La SA Axa France IARD invoque ensuite sur le fondement de l'article 4 de la loi du 5 juillet 1985, que M. [O] [U] aurait commis deux fautes, soit un défaut de maîtrise et un défaut de port de la ceinture de sécurité, qui seraient de nature à exclure son droit à indemnisation.
Le défaut de maîtrise serait constitué par le coup de volant à gauche donné par M. [O] [U] afin d'éviter deux véhicules qui lui ont coupé la route, ce qui a déstabilisé l'ensemble routier lequel s'est renversé. Mais cette mesure de sauvetage ne pourra être qualifiée de fautive qu'après une discussion du fond.
En ce qui concerne le défaut du port de la ceinture de sécurité, une lecture attentive du procès-verbal établi par les militaires de la gendarmerie révèle une contrariété importante dans la mesure où les enquêteurs n'ont effectué aucune constatation matérielle sur les lieux, ont noté qu'ils n'avaient relevé aucune infraction, alors que dans la rubrique 'Infraction (s) susceptible (s) d'être relevée (s)', ils ont mentionné cette infraction de conduite sans port de la ceinture de sécurité.

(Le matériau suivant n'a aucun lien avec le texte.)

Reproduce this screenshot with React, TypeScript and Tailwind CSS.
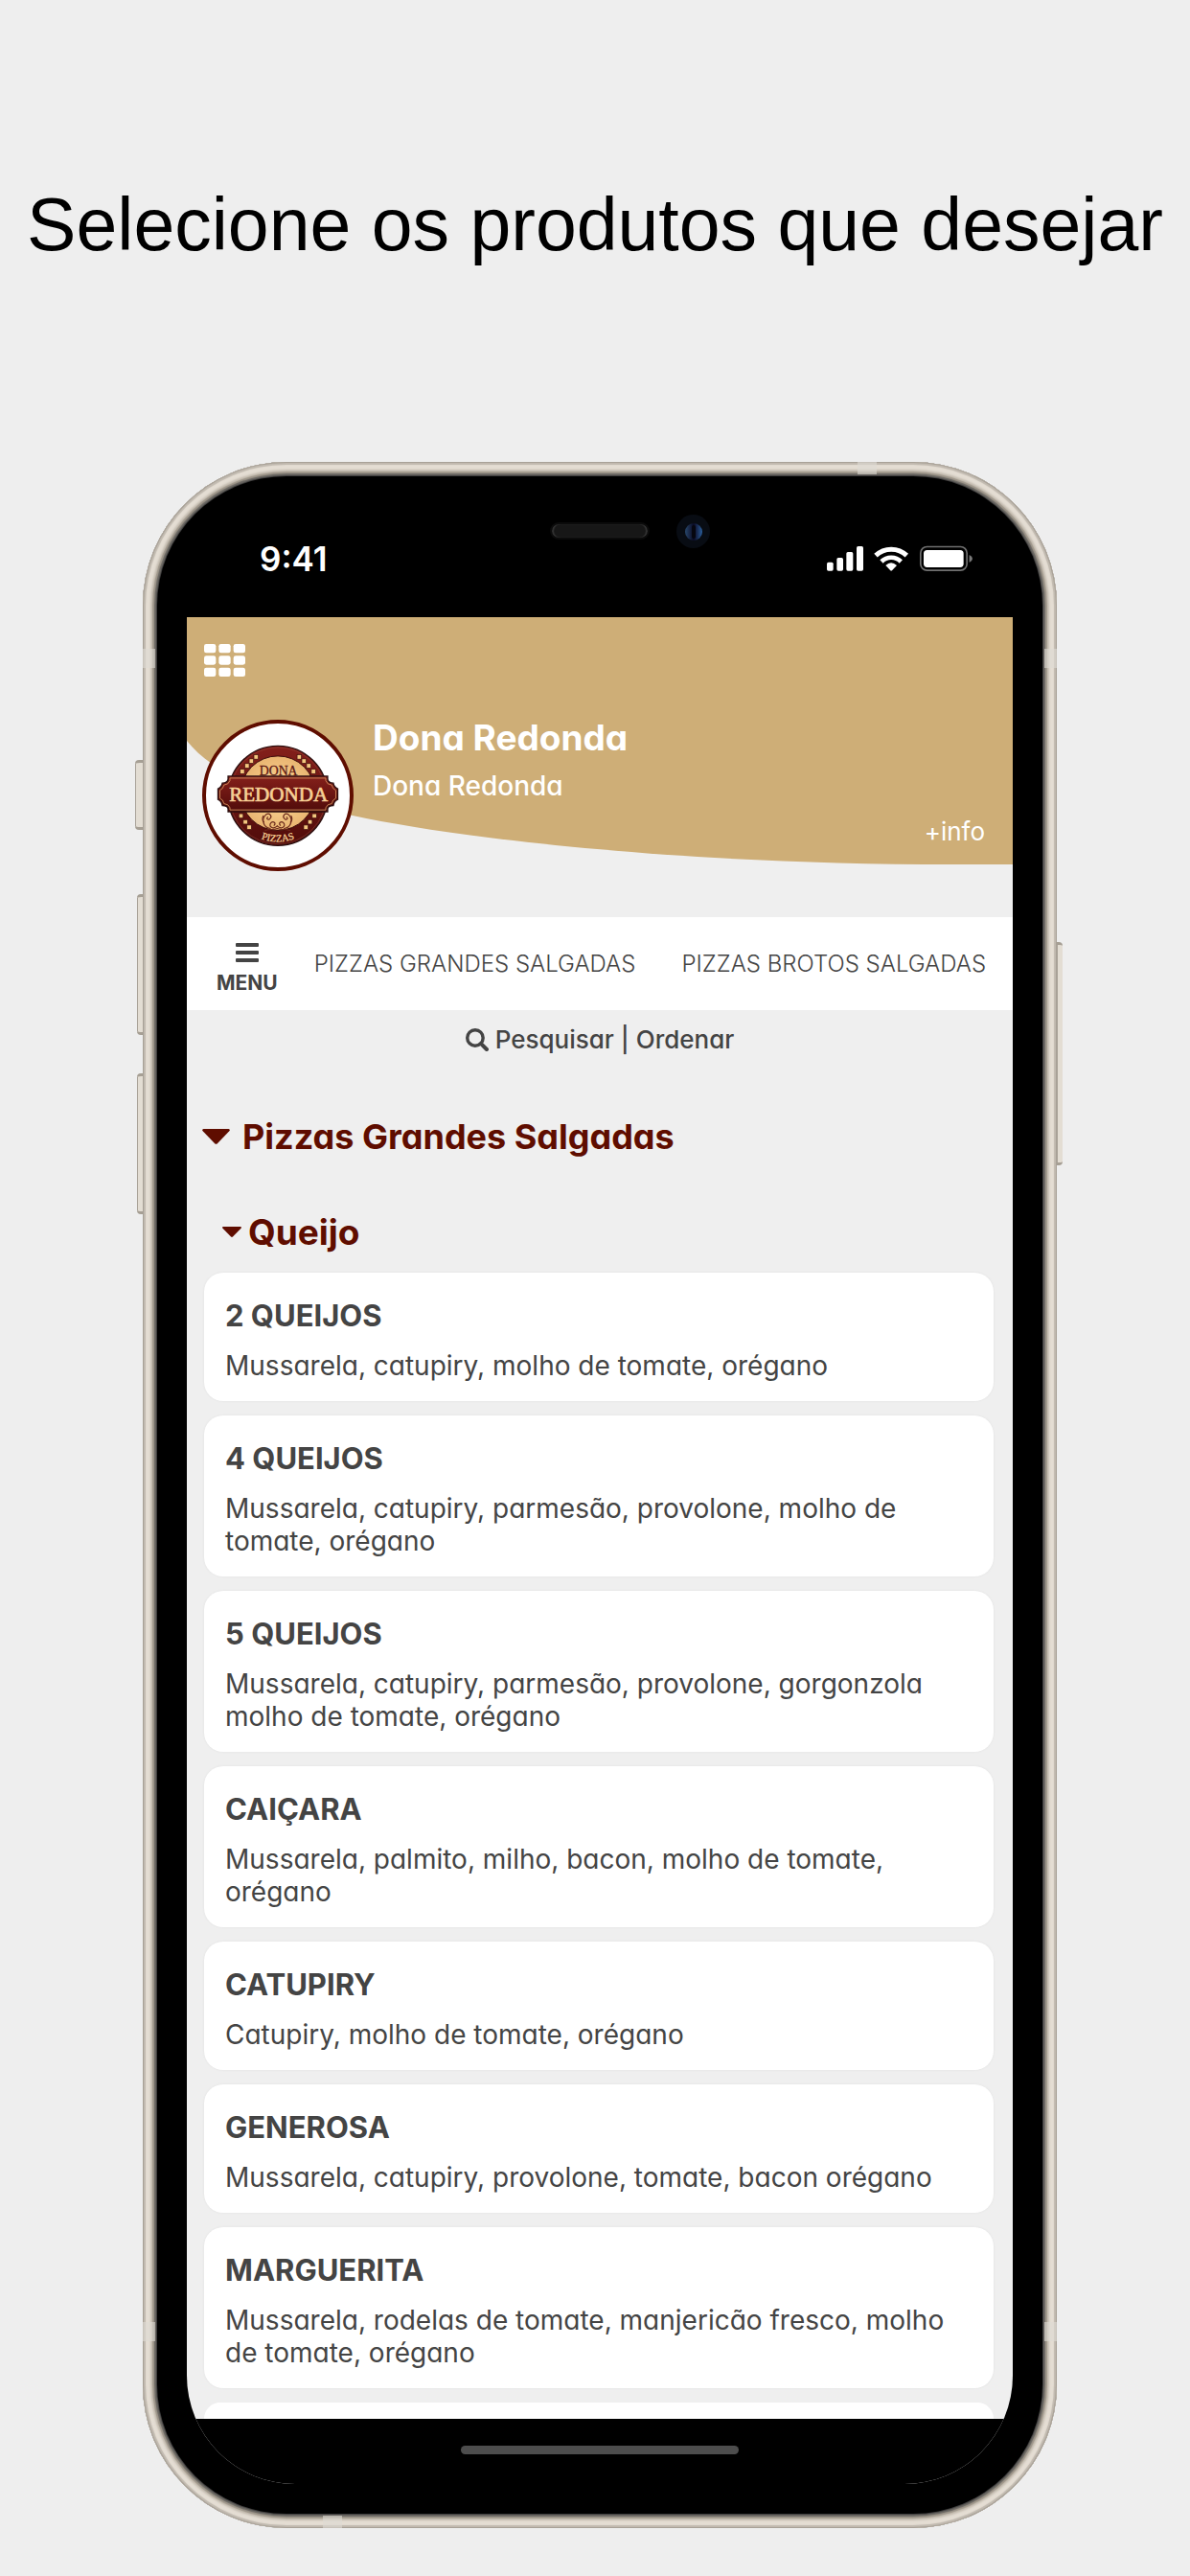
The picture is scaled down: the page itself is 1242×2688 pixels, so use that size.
import React from "react";

type Product = { name: string; description: string };

const products: Product[] = [
  { name: "2 QUEIJOS", description: "Mussarela, catupiry, molho de tomate, orégano" },
  { name: "4 QUEIJOS", description: "Mussarela, catupiry, parmesão, provolone, molho de tomate, orégano" },
  { name: "5 QUEIJOS", description: "Mussarela, catupiry, parmesão, provolone, gorgonzola molho de tomate, orégano" },
  { name: "CAIÇARA", description: "Mussarela, palmito, milho, bacon, molho de tomate, orégano" },
  { name: "CATUPIRY", description: "Catupiry, molho de tomate, orégano" },
  { name: "GENEROSA", description: "Mussarela, catupiry, provolone, tomate, bacon orégano" },
  { name: "MARGUERITA", description: "Mussarela, rodelas de tomate, manjericão fresco, molho de tomate, orégano" },
];

const studs = [
  [231, 207], [216, 220], [202, 235], [187, 253],
  [368, 207], [383, 220], [398, 235], [413, 253],
  [183, 394], [197, 413], [209, 430],
  [416, 394], [402, 413], [389, 430],
];

function Logo() {
  return (
    <svg viewBox="72 101 456 456" className="size-full" role="img" aria-label="Dona Redonda Pizzas">
      <defs>
        <radialGradient id="cream" cx="50%" cy="50%" r="50%">
          <stop offset="0" stopColor="#ffdc9c" />
          <stop offset="1" stopColor="#e9b571" />
        </radialGradient>
        <linearGradient id="wine" x1="0" y1="0" x2="0" y2="1">
          <stop offset="0" stopColor="#84201b" />
          <stop offset="0.5" stopColor="#6b1512" />
          <stop offset="1" stopColor="#4f0c0a" />
        </linearGradient>
        <path id="lower" d="M154 330 A146 146 0 0 0 446 330" />
      </defs>
      <circle cx="300" cy="330" r="158" fill="url(#wine)" stroke="#2b1010" strokeWidth="4" />
      <circle cx="300" cy="330" r="153" fill="none" stroke="#9b4a3c" strokeWidth="1.5" />
      <circle cx="300" cy="322" r="118" fill="url(#cream)" stroke="#3c0d0b" strokeWidth="3" />
      {studs.map(([x, y]) => (
        <rect key={`${x}-${y}`} x={x - 7} y={y - 7} width="14" height="14" fill="#f4c77f" stroke="#3c0d0b" strokeWidth="2" />
      ))}
      <text x="302" y="264" textAnchor="middle" fontSize="42" fill="#5c1713" stroke="#5c1713" strokeWidth="0.8" fontFamily="Liberation Serif, serif">DONA</text>
      <path
        d="M142 268 H458 V278 Q460 290 476 290 Q478 302 490 308 V342 Q478 348 476 361 Q460 361 458 371 V381 H142 V371 Q140 361 124 361 Q122 348 110 342 V308 Q122 302 124 290 Q140 290 142 278 Z"
        fill="url(#wine)" stroke="#2b1010" strokeWidth="4"
      />
      <path
        d="M148 274 H452 V282 Q456 295 471 296 Q473 308 484 313 V338 Q473 342 471 355 Q456 356 452 368 V375 H148 V368 Q144 356 129 355 Q127 342 116 338 V313 Q127 308 129 296 Q144 295 148 282 Z"
        fill="none" stroke="#d99a63" strokeWidth="2.5"
      />
      <text x="302" y="347" textAnchor="middle" fontSize="64" fill="#f7d095" stroke="#f7d095" strokeWidth="2" fontFamily="Liberation Serif, serif">REDONDA</text>
      <g fill="none" stroke="#6b2a1c" strokeWidth="3.5" strokeLinecap="round">
        <path d="M298 426 C286 438 268 428 278 416 C286 408 296 418 288 424" />
        <path d="M298 426 C310 438 328 428 318 416 C310 408 300 418 308 424" />
        <path d="M276 434 C254 432 246 404 262 390 C274 382 284 396 274 404 C268 408 262 402 268 398" />
        <path d="M320 434 C342 432 350 404 334 390 C322 382 312 396 322 404 C328 408 334 402 328 398" />
        <path d="M256 414 C250 410 250 400 254 394 M340 414 C346 410 346 400 342 394" />
        <path d="M260 440 C276 434 284 440 298 434 C312 440 320 434 338 440" />
      </g>
      <text fontSize="32" fill="#f7d095" stroke="#f7d095" strokeWidth="0.8" fontFamily="Liberation Serif, serif">
        <textPath href="#lower" startOffset="50%" textAnchor="middle">PIZZAS</textPath>
      </text>
    </svg>
  );
}

function StatusIcons() {
  return (
    <svg viewBox="729 324 456 82" className="w-[152px]" fill="#fff" role="img" aria-label="Sinal, Wi-Fi e bateria">
      <rect x="729" y="377" width="20" height="27" rx="5" />
      <rect x="760" y="363" width="20" height="41" rx="5" />
      <rect x="790" y="345" width="21" height="59" rx="5" />
      <rect x="822" y="327" width="21" height="77" rx="5" />
      <path d="M882 356 A70 70 0 0 1 979 356" fill="none" stroke="#fff" strokeWidth="15" />
      <path d="M900 375 A43 43 0 0 1 961 375" fill="none" stroke="#fff" strokeWidth="14" />
      <path d="M913 387 Q930 371 948 387 L933 403 Q930 405 928 403 Z" />
      <rect x="1022.5" y="328.5" width="145" height="74" rx="20" fill="none" stroke="#6f6f6f" strokeWidth="5" />
      <rect x="1032" y="339" width="125" height="54" rx="11" />
      <path d="M1175 354 Q1185 359 1185 366 Q1185 373 1175 378 Z" fill="#7a7a7a" />
    </svg>
  );
}

function GridIcon() {
  return (
    <svg viewBox="0 0 129 102" className="w-[43px]" fill="#fff" aria-hidden="true">
      {[0, 37, 74].map((y) =>
        [0, 46, 92].map((x) => <rect key={`${x}-${y}`} x={x} y={y} width="37" height="28" rx="7" />)
      )}
    </svg>
  );
}

function Caret({ className }: { className: string }) {
  return (
    <svg viewBox="0 0 86 48" className={className} fill="#5f0d00" aria-hidden="true">
      <path d="M4 0 H82 Q88 2 84 7 L47 45 Q43 49 39 45 L2 7 Q-2 2 4 0 Z" />
    </svg>
  );
}

function Phone({ children }: { children: React.ReactNode }) {
  const band = "absolute bg-[#dedbd4]/60";
  const key =
    "absolute border-y-3 border-[#a69f94] bg-[#e3ddd3] shadow-[inset_1px_0_0_#a9a298]";
  return (
    <div className="relative w-full max-w-[954px]">
      <div className={`${key} -left-2 top-[311px] h-[73px] w-2 rounded-l-sm`} />
      <div className={`${key} -left-1.5 top-[451px] h-[147px] w-1.5 rounded-l-sm`} />
      <div className={`${key} -left-1.5 top-[638px] h-[147px] w-1.5 rounded-l-sm`} />
      <div className={`${key} -right-1.5 top-[501px] h-[233px] w-1.5 rounded-r-sm`} />
      <div className="rounded-[150px] bg-[#3c3b3b] p-[15px] shadow-[inset_0_0_0_1px_#a8a197,inset_0_0_1px_3px_#c0b9af,inset_0_0_2px_8px_#e4ddd3,inset_0_0_1px_10px_#c5bdb1,inset_0_0_1px_12px_#a0988c,inset_0_0_1px_14px_#6b6863]">
        {children}
      </div>
      <div className={`${band} left-0 top-[195px] h-5 w-[13px]`} />
      <div className={`${band} right-0 top-[195px] h-5 w-[13px]`} />
      <div className={`${band} bottom-[195px] left-0 h-5 w-[13px]`} />
      <div className={`${band} bottom-[195px] right-0 h-5 w-[13px]`} />
      <div className={`${band} right-[188px] top-0 h-[13px] w-5`} />
      <div className={`${band} bottom-0 left-[188px] h-[13px] w-5`} />
    </div>
  );
}

export default function App() {
  return (
    <main className="flex min-h-screen flex-col items-center bg-[#eeeeee] pb-[50px] font-['Inter',sans-serif] text-[#444444] [font-feature-settings:'cv11']">
      <h1 className="whitespace-nowrap pt-[184px] pb-[198px] font-['Liberation_Sans',Arial,sans-serif] text-[77px] leading-[100px] text-black">
        Selecione os produtos que desejar
      </h1>

      <div className="flex w-full justify-center pl-2.5">
        <Phone>
          <div className="relative rounded-[135px] bg-black px-[31px] pb-[31px]">
            <div className="absolute left-1/2 top-12 h-[18px] w-[104px] -translate-x-1/2 rounded-full border-2 border-[#0b0b0b] bg-[#171717] shadow-[inset_2px_0_1px_#333,inset_-2px_0_1px_#333]" />
            <div className="absolute left-1/2 top-10 ml-[80px] flex size-[35px] items-center justify-center rounded-full bg-[#080c13]">
              <div className="flex size-[18px] items-center justify-center rounded-full bg-linear-to-r from-[#28486c] via-[#0a0a24] to-[#2a5f9c]">
                <div className="h-[14px] w-1 rounded-full bg-[#06060f]" />
              </div>
            </div>

            <div className="flex h-[147px] items-center justify-between pl-[76px] pr-[42px] pt-[25px]">
              <span className="text-[35px] font-semibold leading-10 text-white">9:41</span>
              <StatusIcons />
            </div>

            <div className="overflow-hidden rounded-b-[113px] bg-[#efefef]">
              <header className="relative pb-12 pl-4 pr-[29px] pt-7 text-white">
                <svg viewBox="0 0 862 313" preserveAspectRatio="none" className="absolute inset-0 size-full" aria-hidden="true">
                  <path d="M0 0 H862 V258 H800 C520 258 290 232 173 207 C95 190 30 167 0 129 Z" fill="#ceae77" />
                </svg>
                <div className="relative">
                  <button type="button" aria-label="Aplicativos" className="ml-0.5 block">
                    <GridIcon />
                  </button>
                  <div className="mt-[45px] flex gap-5">
                    <div className="size-[158px] shrink-0 overflow-hidden rounded-full border-4 border-[#5f0d00] bg-white">
                      <Logo />
                    </div>
                    <div className="flex grow flex-col">
                      <h2 className="text-[37px] font-bold leading-[38px]">Dona Redonda</h2>
                      <p className="mt-3.5 text-[28px] font-medium leading-[34px]">Dona Redonda</p>
                      <a href="#info" className="mt-3.5 self-end text-[26px] leading-[34px]">+info</a>
                    </div>
                  </div>
                </div>
              </header>

              <nav className="flex h-[97px] items-center overflow-hidden whitespace-nowrap bg-white pl-[31px] text-[24px] leading-[34px]">
                <button type="button" className="flex shrink-0 flex-col items-center gap-[9px] pt-[11px] text-[21px] font-bold leading-6">
                  <svg viewBox="0 0 24 21" className="w-6" fill="#444444" aria-hidden="true">
                    <rect width="24" height="4" rx="1" />
                    <rect y="8" width="24" height="4" rx="1" />
                    <rect y="16" width="24" height="4" rx="1" />
                  </svg>
                  MENU
                </button>
                <a href="#grandes" className="ml-[38px] font-light">PIZZAS GRANDES SALGADAS</a>
                <a href="#brotos" className="ml-12 font-light">PIZZAS BROTOS SALGADAS</a>
              </nav>

              <button type="button" className="flex h-[62px] w-full items-center justify-center gap-[7px] text-[26px] font-medium leading-[34px]">
                <svg viewBox="0 0 70 70" className="w-6" fill="none" stroke="#444444" aria-hidden="true">
                  <circle cx="29" cy="29" r="24" strokeWidth="10" />
                  <path d="M47 47 L64 64" strokeWidth="12" strokeLinecap="round" />
                </svg>
                Pesquisar | Ordenar
              </button>

              <section className="pl-4 pr-5 text-[#5f0d00]">
                <button type="button" className="mt-[42px] flex items-center gap-[13px] text-[36px] font-bold leading-[56px]">
                  <Caret className="w-[29px]" />
                  Pizzas Grandes Salgadas
                </button>
                <button type="button" className="mt-11 flex items-center gap-[7px] pl-[21px] text-[37px] font-bold leading-[56px]">
                  <Caret className="w-5" />
                  Queijo
                </button>
                <ul className="ml-0.5 mt-3.5 flex flex-col gap-[15px] text-[#444444]">
                  {products.map((p) => (
                    <li key={p.name} className="rounded-[20px] bg-white px-[22px] pb-5 pt-[22px] shadow-[0_0_3px_rgba(0,0,0,0.06)]">
                      <h3 className="text-[31px] font-bold leading-[46px]">{p.name}</h3>
                      <p className="mt-3 text-[28px] leading-[34px]">{p.description}</p>
                    </li>
                  ))}
                  <li className="h-[17px] rounded-t-[20px] bg-white" aria-hidden="true" />
                </ul>
              </section>

              <footer className="flex h-[68px] justify-center bg-black pt-7">
                <div className="h-[9px] w-[290px] rounded-full bg-[#4d4d4d]" />
              </footer>
            </div>
          </div>
        </Phone>
      </div>
    </main>
  );
}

La réalité de cette deuxième faute relève aussi nécessairement d'une discussion au fond.
En tout état de cause, d'évidence ces deux fautes, à les supposer établies, ne sont pas de nature à exclure le droit à indemnisation de la victime mais uniquement à le limiter.
M. [O] [U] a présenté une atteinte de la moelle épinière avec paraplégie de niveau L1 avec un déficit moteur complet depuis la racine des cuisses et un déficit sensitif incomplet avec une hypoesthésie jusqu'aux genoux et une anesthésie complète au niveau des pieds.
Le scanner crânio-cervical a mis en évidence une petite fracture non déplacée du massif articulaire C6 gauche.
Le scanner thoraco-abdomino-pelvien a quant à lui mis en évidence une fracture luxation en D12 L1 avec compression du cône terminal.
Il a dû être opéré en urgence afin de réduire cette luxation fracture.
Après son hospitalisation en neurochirurgie au CHR d'[1], début avril 2013 il a été transféré au centre de rééducation [2] à [Localité 4] où il serait toujours hospitalisé.
Nonobstant la gravité de l'état de M. [O] [U], eu égard aux développements qui précèdent, le premier juge a fait une exacte appréciation de la provision à lui allouer.
L'ordonnance de référé qui lui a octroyé une provision de 50'000 € sera confirmée.
En ce qui concerne la provision ad litem, à défaut d'avoir produit un quelconque justificatif sur sa situation financière actuelle, M. [O] [U] sera débouté de cette demande, et l'ordonnance de référé entreprise sera confirmée aussi sur ce point.
L'équité commande de faire bénéficier M. [O] [U] des dispositions de l'article 700 du code de procédure civile, à l'exclusion de toute autre partie.
PAR CES MOTIFS
La cour,
Confirme l'ordonnance de référé entreprise,
Y ajoutant,
Condamne la SA Axa France IARD à payer à M. [O] [U] la somme de 1500 €au titre de l'article 700 du code de procédure civile, en cause d'appel,
Condamne la SA Axa France IARD aux dépens d'appel qui pourront être recouvrés conformément aux dispositions de l'article 699 du code de procédure civile.